At baseline, it’s worth observing that chips are incredibly parallel. You’ve got 100 billion transistors in a chip. A key thing you need to do whenever you have massive parallelism is synchronize between the different parallel units.

In software, typically you have these very expensive synchronization methods like a mutex. One thread will finish what it’s doing, grab a lock stored somewhere in memory, and notify the other thread that it’s done. On chips, we take a very different approach. Every nanosecond or so, all circuitry in the chip will pause for a moment and synchronize. That is the clock cycle. The entire chip typically goes in lockstep to the next operation in one fell swoop.

What this looks like in circuitry is that the clock is mediated by registers, which are these storage devices we’ve drawn elsewhere. The way to think of it is: I have some storage holding a bit, which might be 0 or 1. Then I have some cloud of logic, which maybe is this systolic array or multiplier. I have a bunch of inputs feeding into this cloud of logic, and eventually there’s going to be some output register that it writes to.

There is a global clock signal driving all these registers. At a certain instance in time, when the clock strikes, whatever value happens to be on that wire at that instant is what gets stored.

The challenge is that I would like to have my clock speed run as fast as possible. If I run at two gigahertz, I get twice as many operations done per second as if I run at one gigahertz. But what that ends up meaning is that I’m very sensitive to the delay through this cloud of logic, because any computation happening in there needs to finish before the next clock cycle hits. A major point of optimization on any chip is to make this delay as short as possible.

Dwarkesh Patel

Interesting. The constraint here seems to be that if you add too much logic, you might risk missing the clock cycle. But if you don’t add enough, you’re leaving potential compute on the table. Is there ever a situation where you take a probabilistic chance that a computation finishes, or is it strictly that it either finishes by the clock cycle or it doesn’t?

Reiner Pope

In standard chip design, you margin it such that there is a probability, but it’s many standard deviations out. For all intents and purposes, it is a reliable part and will always meet the clock.

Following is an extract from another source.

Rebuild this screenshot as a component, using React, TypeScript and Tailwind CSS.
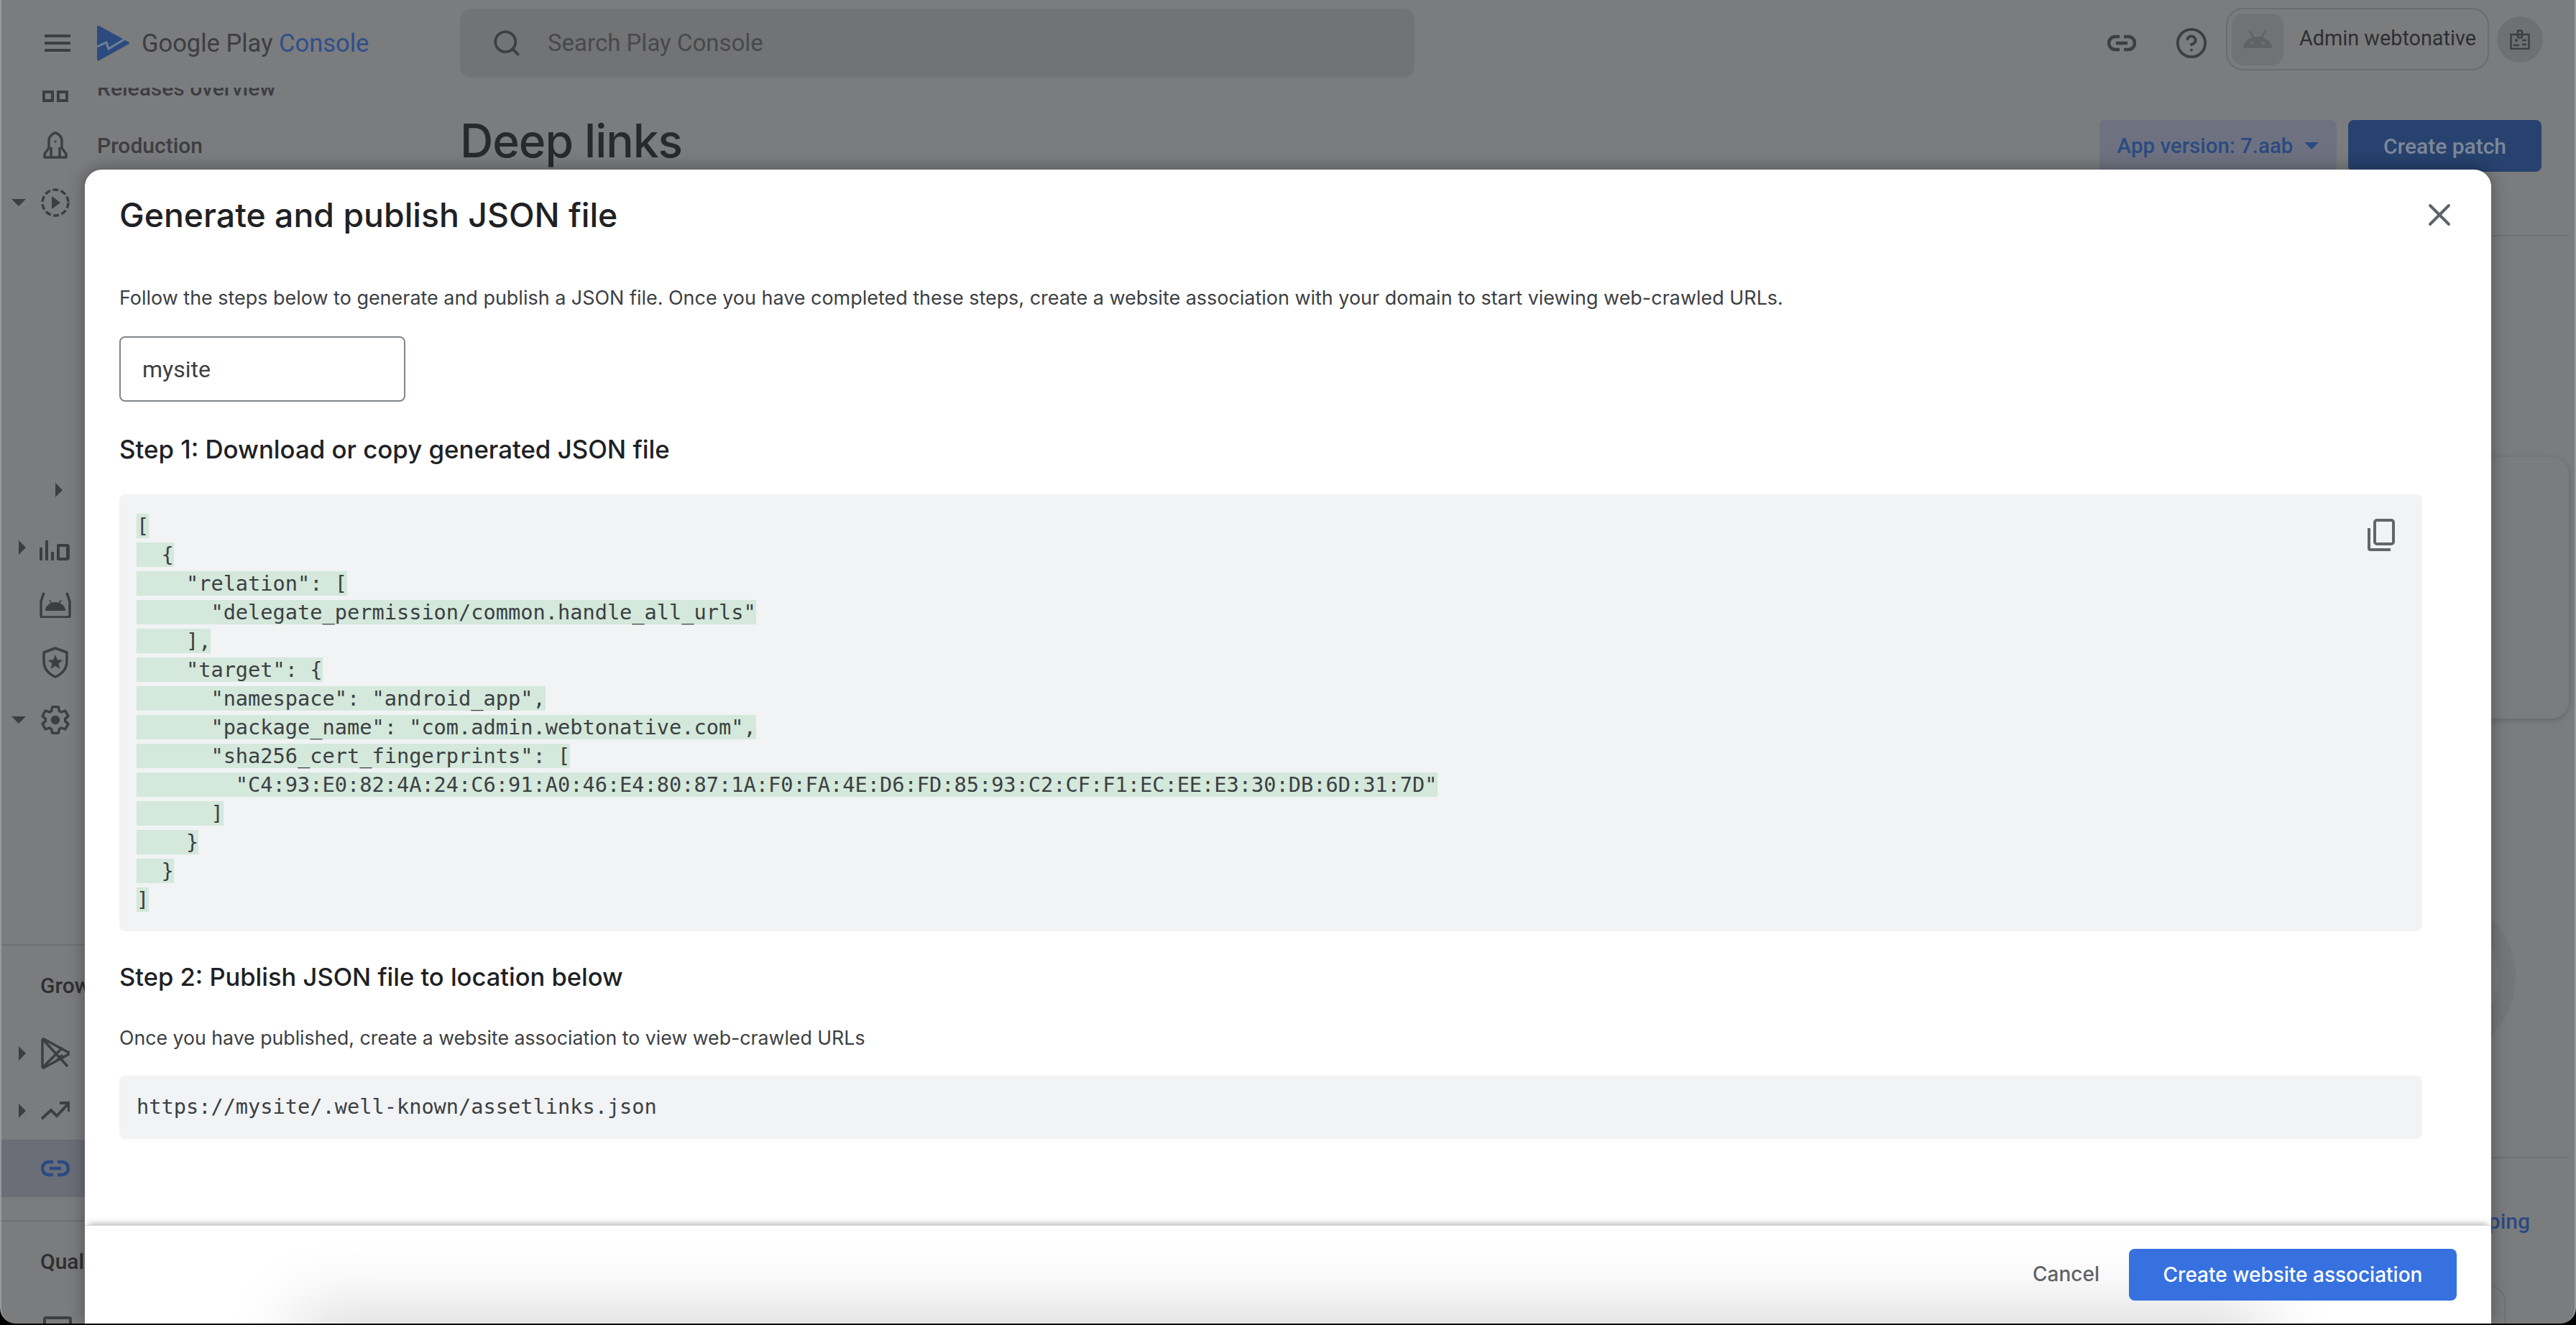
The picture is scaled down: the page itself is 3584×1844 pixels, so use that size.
import React from "react";
import { CircleHelp, Search, X } from "lucide-react";

const json = `[
  {
    "relation": [
      "delegate_permission/common.handle_all_urls"
    ],
    "target": {
      "namespace": "android_app",
      "package_name": "com.admin.webtonative.com",
      "sha256_cert_fingerprints": [
        "C4:93:E0:82:4A:24:C6:91:A0:46:E4:80:87:1A:F0:FA:4E:D6:FD:85:93:C2:CF:F1:EC:EE:E3:30:DB:6D:31:7D"
      ]
    }
  }
]`;

const ink = "#3d3e41";

function LinkIcon({ color = ink }: { color?: string }) {
  return (
    <svg width="40" height="24" viewBox="0 0 40 24" fill="none" stroke={color} strokeWidth="4.5">
      <path d="M17 3h-6a9 9 0 0 0 0 18h6" />
      <path d="M23 3h6a9 9 0 0 1 0 18h-6" />
      <path d="M12 12h16" />
    </svg>
  );
}

function Caret({ dir }: { dir: "right" | "down" }) {
  return dir === "right" ? (
    <svg width="10" height="20" viewBox="0 0 10 20"><path d="M0 0l10 10L0 20z" fill={ink} /></svg>
  ) : (
    <svg width="20" height="10" viewBox="0 0 20 10"><path d="M0 0h20L10 10z" fill={ink} /></svg>
  );
}

function Row({ caret, icon, label, extra }: { caret?: "right" | "down"; icon?: React.ReactNode; label?: string; extra?: string }) {
  return (
    <div className={`flex h-[80px] items-center ${extra ?? ""}`}>
      <div className="flex w-[47px] shrink-0 justify-end pr-[13px]">
        {caret ? <Caret dir={caret} /> : null}
      </div>
      <div className="flex w-[56px] shrink-0 justify-center">{icon}</div>
      <span className="ml-[30px] whitespace-nowrap text-[30px] font-medium text-[#3d3e41]">{label}</span>
    </div>
  );
}

function Sidebar() {
  return (
    <aside className="h-[1720px] w-[638px] shrink-0 overflow-hidden">
      <div className="-mt-[40px]">
        <Row
          label="Releases overview"
          icon={
            <svg width="36" height="40" viewBox="0 0 36 40" fill="none" stroke={ink} strokeWidth="4">
              <rect x="2" y="2" width="12" height="12" />
              <rect x="22" y="2" width="12" height="12" />
              <rect x="2" y="26" width="12" height="12" />
              <rect x="22" y="26" width="12" height="12" />
            </svg>
          }
        />
        <Row
          label="Production"
          icon={
            <svg width="34" height="38" viewBox="0 0 34 38" fill="none" stroke={ink} strokeWidth="3.5">
              <path d="M2 36h30v-5l-6-8V12C26 7 20 2 17 2S8 7 8 12v11l-6 8z" strokeLinejoin="round" />
              <path d="M11 36V22M23 36V22" />
              <circle cx="17" cy="14" r="1.6" fill={ink} stroke="none" />
            </svg>
          }
        />
        <Row
          caret="down"
          icon={
            <svg width="40" height="40" viewBox="0 0 40 40" fill="none">
              <circle cx="20" cy="20" r="18" stroke={ink} strokeWidth="3.5" strokeDasharray="8 3.5" />
              <path d="M15 11l12 9-12 9z" fill={ink} />
            </svg>
          }
        />
        <div className="h-[320px]" />
        <div className="flex h-[80px] items-center">
          <div className="ml-[75px]"><Caret dir="right" /></div>
        </div>
        <Row
          caret="right"
          icon={
            <svg className="mt-[10px]" width="44" height="30" viewBox="0 0 44 30" fill={ink}>
              <rect x="0" y="10" width="4" height="18" />
              <rect x="8" y="0" width="4" height="28" />
              <rect x="16" y="16" width="4" height="12" />
              <path d="M26 5h12a4 4 0 0 1 4 4v15a4 4 0 0 1-4 4H26a2 2 0 0 1-2-2V7a2 2 0 0 1 2-2zm2 4v15h9V9z" fillRule="evenodd" />
            </svg>
          }
        />
        <Row
          icon={
            <svg width="44" height="36" viewBox="0 0 44 36" fill="none">
              <path d="M6 1L2 13v20a2 2 0 0 0 2 2h36a2 2 0 0 0 2-2V13L38 1" stroke={ink} strokeWidth="3.5" />
              <path d="M8 26a14 12 0 0 1 28 0z" fill={ink} />
              <path d="M14 11l3 5M30 11l-3 5" stroke={ink} strokeWidth="1.5" />
            </svg>
          }
        />
        <Row
          icon={
            <svg width="38" height="44" viewBox="0 0 38 44" fill="none">
              <path d="M19 2L3 8v12c0 11 7 18 16 22 9-4 16-11 16-22V8z" stroke={ink} strokeWidth="3.5" strokeLinejoin="round" />
              <path d="M19 11l2.8 7.2 7.7.5-6 4.9 2 7.4-6.5-4.2-6.500 4.200 2-7.400-6-4.900 7.700-.5z" fill={ink} />
            </svg>
          }
        />
        <Row
          caret="down"
          icon={
            <svg width="44" height="44" viewBox="0 0 24 24" fill="none">
              <path
                d="M19.43 12.98c.04-.32.07-.64.07-.98 0-.34-.03-.66-.07-.98l2.11-1.65c.19-.15.24-.42.12-.64l-2-3.46c-.12-.22-.39-.3-.61-.22l-2.49 1c-.52-.4-1.08-.73-1.69-.98l-.38-2.65C14.46 2.18 14.25 2 14 2h-4c-.25 0-.46.18-.49.42l-.38 2.65c-.61.25-1.17.59-1.69.98l-2.49-1c-.23-.09-.49 0-.61.22l-2 3.46c-.13.22-.07.49.12.64l2.11 1.65c-.04.32-.07.65-.07.98 0 .33.03.66.07.98l-2.11 1.65c-.19.15-.24.42-.12.64l2 3.46c.12.22.39.3.61.22l2.49-1c.52.4 1.08.73 1.69.98l.38 2.65c.03.24.24.42.49.42h4c.25 0 .46-.18.49-.42l.38-2.65c.61-.25 1.17-.59 1.69-.98l2.49 1c.23.09.49 0 .61-.22l2-3.46c.12-.22.07-.49-.12-.64l-2.11-1.65z"
                stroke={ink}
                strokeWidth="1.9"
              />
              <circle cx="12" cy="12" r="3.4" fill={ink} />
            </svg>
          }
        />
        <div className="h-[274px] border-b-2 border-[#6f7072]" />
        <div className="flex h-[110px] items-center pl-[54px] text-[30px] font-medium text-[#2e2f31]">Grow</div>
        <Row
          caret="right"
          icon={
            <svg width="40" height="44" viewBox="0 0 40 44" fill="none" stroke={ink} strokeWidth="3.5" strokeLinejoin="round">
              <path d="M4 2L37 20a2 2 0 0 1 0 4L4 42a2 2 0 0 1-2-2V4a2 2 0 0 1 2-2z" />
              <path d="M3 3l34 37M3 41L30 14M22 32l8-8" />
            </svg>
          }
        />
        <Row
          caret="right"
          icon={
            <svg width="40" height="26" viewBox="0 0 40 26" fill="none" stroke={ink} strokeWidth="4">
              <path d="M1 24l13-12 8 8L38 3" />
              <path d="M26 2h13v12" />
            </svg>
          }
        />
        <Row extra="bg-[#6b6e77]" icon={<LinkIcon color="#2b4a82" />} />
        <div className="h-[34px] border-b-2 border-[#6f7072]" />
        <div className="flex h-[110px] items-center pl-[54px] text-[30px] font-medium text-[#2e2f31]">Quality</div>
        <div className="ml-[58px] mt-[22px] h-[20px] w-[40px] rounded-t-[4px] border-[4px] border-[#3d3e41]" />
      </div>
    </aside>
  );
}

function Main() {
  return (
    <main className="flex min-w-0 flex-1 flex-col overflow-hidden pr-[8px]">
      <div className="flex h-[116px] shrink-0 items-start justify-between pr-[38px]">
        <h1 className="mt-[42px] text-[64px] font-medium leading-none tracking-[-1px] text-[#28292b]" style={{ fontFamily: "Inter, sans-serif" }}>Deep links</h1>
        <div className="mt-[45px] flex gap-[16px]">
          <div className="flex h-[72px] w-[330px] items-center justify-center gap-[16px] rounded-[8px] bg-[#6e7280] text-[29.500px] font-medium text-[#2b4a82]">
            App version: 7.aab
            <svg width="20" height="10" viewBox="0 0 20 10"><path d="M0 0h20L10 10z" fill="#2b4a82" /></svg>
          </div>
          <div className="flex h-[72px] w-[269px] items-center justify-center rounded-[8px] bg-[#27426f] text-[30px] font-medium text-[#7d8797]">
            Create patch
          </div>
        </div>
      </div>
      <div className="mt-[89px] h-[2px] shrink-0 bg-[#6f7072]" />
      <div className="mt-[307px] h-[364px] shrink-0 rounded-[24px] bg-[#7b7c7e] shadow-[0_2px_8px_rgba(0,0,0,0.2)]" />
      <div className="flex h-[610px] shrink-0 justify-end pr-[74px] pt-[245px]">
        <svg width="230" height="230" viewBox="0 0 230 230" fill="none">
          <circle cx="115" cy="115" r="103" stroke="#757678" strokeWidth="24" />
        </svg>
      </div>
      <div className="h-[2px] shrink-0 bg-[#6f7072]" />
      <div className="mt-[65px] shrink-0 text-right">
        <span className="mr-[54px] text-[30px] font-medium text-[#2b4a82]">Learn about mapping</span>
      </div>
      <div className="ml-[2600px] mt-[66px] h-[100px] w-[246px] shrink-0 rounded-[24px] border-2 border-[#707173]" />
    </main>
  );
}

function Header() {
  return (
    <header className="flex h-[122px] shrink-0 items-start">
      <div className="flex h-[120px] w-[638px] shrink-0 items-center pl-[60px]">
        <svg width="36" height="24" viewBox="0 0 36 24" fill={ink}>
          <rect width="36" height="4" />
          <rect y="10" width="36" height="4" />
          <rect y="20" width="36" height="4" />
        </svg>
        <svg className="ml-[36px]" width="46" height="50" viewBox="0 0 46 50">
          <path d="M1 3a2 2 0 0 1 3-2l40 22a2 2 0 0 1 0 4L4 49a2 2 0 0 1-3-2z" fill="#2c4a7e" />
          <path d="M1 30l13-6 3 9 23-14" fill="none" stroke="#6f8096" strokeWidth="3" />
        </svg>
        <span className="ml-[17px] whitespace-nowrap text-[34.500px] leading-none text-[#3d3e41]" style={{ fontFamily: "Roboto, sans-serif" }}>
          Google Play <span className="text-[#2f4f8a]">Console</span>
        </span>
      </div>
      <div className="mt-[12px] flex h-[96px] w-[1328px] items-center rounded-[16px] bg-[#727375] pl-[44px]">
        <Search size={42} strokeWidth={2.1} color={ink} />
        <span className="ml-[36px] text-[33px] text-[#48494b]">Search Play Console</span>
      </div>
      <div className="mt-[11px] flex flex-1 items-start justify-end pr-[44px]">
        <div className="mt-[37px]"><LinkIcon /></div>
        <div className="ml-[54px] mt-[26px]"><CircleHelp size={46} strokeWidth={2} color={ink} /></div>
        <div className="ml-[25px] flex h-[87px] w-[366px] rounded-[24px] border-2 border-[#6b6c6e] p-[6px]">
          <div className="flex h-[72px] w-[72px] items-center justify-center rounded-[16px] bg-[#717274]">
            <svg width="42" height="26" viewBox="0 0 42 26" fill="#616265">
              <path d="M1 25a20 16 0 0 1 40 0z" />
              <path d="M10 1l5 9M32 1l-5 9" stroke="#616265" strokeWidth="2.500" />
              <circle cx="13" cy="18" r="2" fill="#717274" />
              <circle cx="29" cy="18" r="2" fill="#717274" />
            </svg>
          </div>
          <span className="ml-[22px] mt-[14px] text-[28.800px] leading-[40px] whitespace-nowrap text-[#2e2f31]">Admin webtonative</span>
        </div>
        <div className="ml-[11px] mt-[12px] flex h-[64px] w-[64px] items-center justify-center rounded-full bg-[#6f7072]">
          <svg width="28" height="28" viewBox="0 0 28 28" fill="none" stroke={ink} strokeWidth="2.500">
            <rect x="1.500" y="7" width="25" height="20" />
            <rect x="11" y="1.500" width="6" height="10" rx="2" />
            <circle cx="9" cy="15" r="2" fill={ink} stroke="none" />
            <path d="M5 22h8M17 15h6M17 21h6" />
          </svg>
        </div>
      </div>
    </header>
  );
}

function Dialog() {
  return (
    <section
      className="absolute left-[116px] top-[236px] flex h-[1606px] w-[3348px] flex-col overflow-hidden rounded-t-[24px] bg-white shadow-[0_0_24px_rgba(0,0,0,0.35)]"
      style={{ fontFamily: "Inter, sans-serif" }}
    >
      <div className="pointer-events-none absolute bottom-[-60px] left-[327px] right-[346px] h-[48px] shadow-[0_0_100px_30px_rgba(0,0,0,0.16)]" />
      <div className="relative flex h-[126px] shrink-0 items-center justify-between pl-[48px] pr-[46px]">
        <h2 className="text-[46.400px] font-medium leading-none text-[#202124]">Generate and publish JSON file</h2>
        <X size={52} strokeWidth={1.8} color="#5f6368" />
      </div>
      <div className="relative min-h-0 flex-1 pl-[48px] pr-[96px]">
        <p className="mt-[33px] text-[26.950px] leading-[40px] text-[#3c4043]">
          Follow the steps below to generate and publish a JSON file. Once you have completed these steps, create a website association with your domain to start viewing web-crawled URLs.
        </p>
        <div className="mt-[33px] flex h-[91px] w-[398px] items-center rounded-[8px] border-2 border-[#80868b] pl-[30px] text-[32px] text-[#3c4043]" style={{ fontFamily: "Roboto, sans-serif" }}>
          mysite
        </div>
        <h3 className="mt-[46px] text-[34.800px] font-medium leading-[40px] text-[#202124]">Step 1: Download or copy generated JSON file</h3>
        <div className="relative mt-[43px] h-[608px] rounded-[8px] bg-[#f1f3f4] px-[24px] py-[24px]">
          <pre className="text-[28.630px] leading-[40px] text-[#3c4043]" style={{ fontFamily: '"DejaVu Sans Mono", monospace' }}>
            <span className="bg-[#d4e8db]">{json}</span>
          </pre>
          <svg className="absolute right-[38px] top-[34px]" width="38" height="45" viewBox="0 0 38 45" fill="none" stroke="#62656b" strokeWidth="4">
            <rect x="10" y="2" width="26" height="33" rx="3" />
            <path d="M2 13v28a2 2 0 0 0 2 2h28" />
          </svg>
        </div>
        <h3 className="mt-[44px] text-[34.500px] font-medium leading-[40px] text-[#202124]">Step 2: Publish JSON file to location below</h3>
        <p className="mt-[44px] text-[26.700px] leading-[40px] text-[#3c4043]">Once you have published, create a website association to view web-crawled URLs</p>
        <div className="mt-[33px] flex h-[88px] items-center rounded-[8px] bg-[#f1f3f4] px-[24px] pb-[2px] text-[28.630px] text-[#3c4043]" style={{ fontFamily: '"DejaVu Sans Mono", monospace' }}>
          https://mysite/.well-known/assetlinks.json
        </div>
      </div>
      <div className="relative h-[137px] shrink-0 border-t border-[#dcdcdc] shadow-[0_-6px_9px_-5px_rgba(0,0,0,0.35)]">
        <div className="flex items-start justify-end pr-[48px] pt-[32px]">
          <span className="mr-[41px] mt-[15px] text-[28px] font-medium leading-[40px] text-[#5f6368]">Cancel</span>
          <div className="flex h-[72px] w-[456px] items-center justify-center rounded-[8px] bg-[#3771e0] text-[28px] font-medium text-white">
            Create website association
          </div>
        </div>
      </div>
    </section>
  );
}

export default function App() {
  return (
    <div className="relative h-[1844px] w-[3584px] overflow-hidden bg-black" style={{ fontFamily: "Roboto, sans-serif" }}>
      <div className="relative flex h-[1842px] flex-col overflow-hidden rounded-b-[22px] border-x-2 border-[#98999b] bg-[#7b7c7e]">
        <Header />
        <div className="flex min-h-0 flex-1">
          <Sidebar />
          <Main />
        </div>
        <Dialog />
      </div>
    </div>
  );
}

There are some weird exceptions, like clock domain crossings where you go from one clock to another. Then you actually do have to reason about this probability. But in the main path, you margin it such that you’ll get there 25% of the clock cycle in advance, making it very unlikely that it misses.

Dwarkesh Patel

Where the clocks synchronize, where the registers are, is this something you determine as a chip designer? Or is it an artifact where you want a certain sequence of logic, and the software you use to convert your Verilog into what you send to TSMC just determines that to make it work, you have to put a register here, here, and here, making sure no single step makes the whole chip’s clock cycle longer than it has to be?

Reiner Pope

Inserting them is actually a huge part of the work of designing a chip. It’s done by a combination of manual and automatic methods.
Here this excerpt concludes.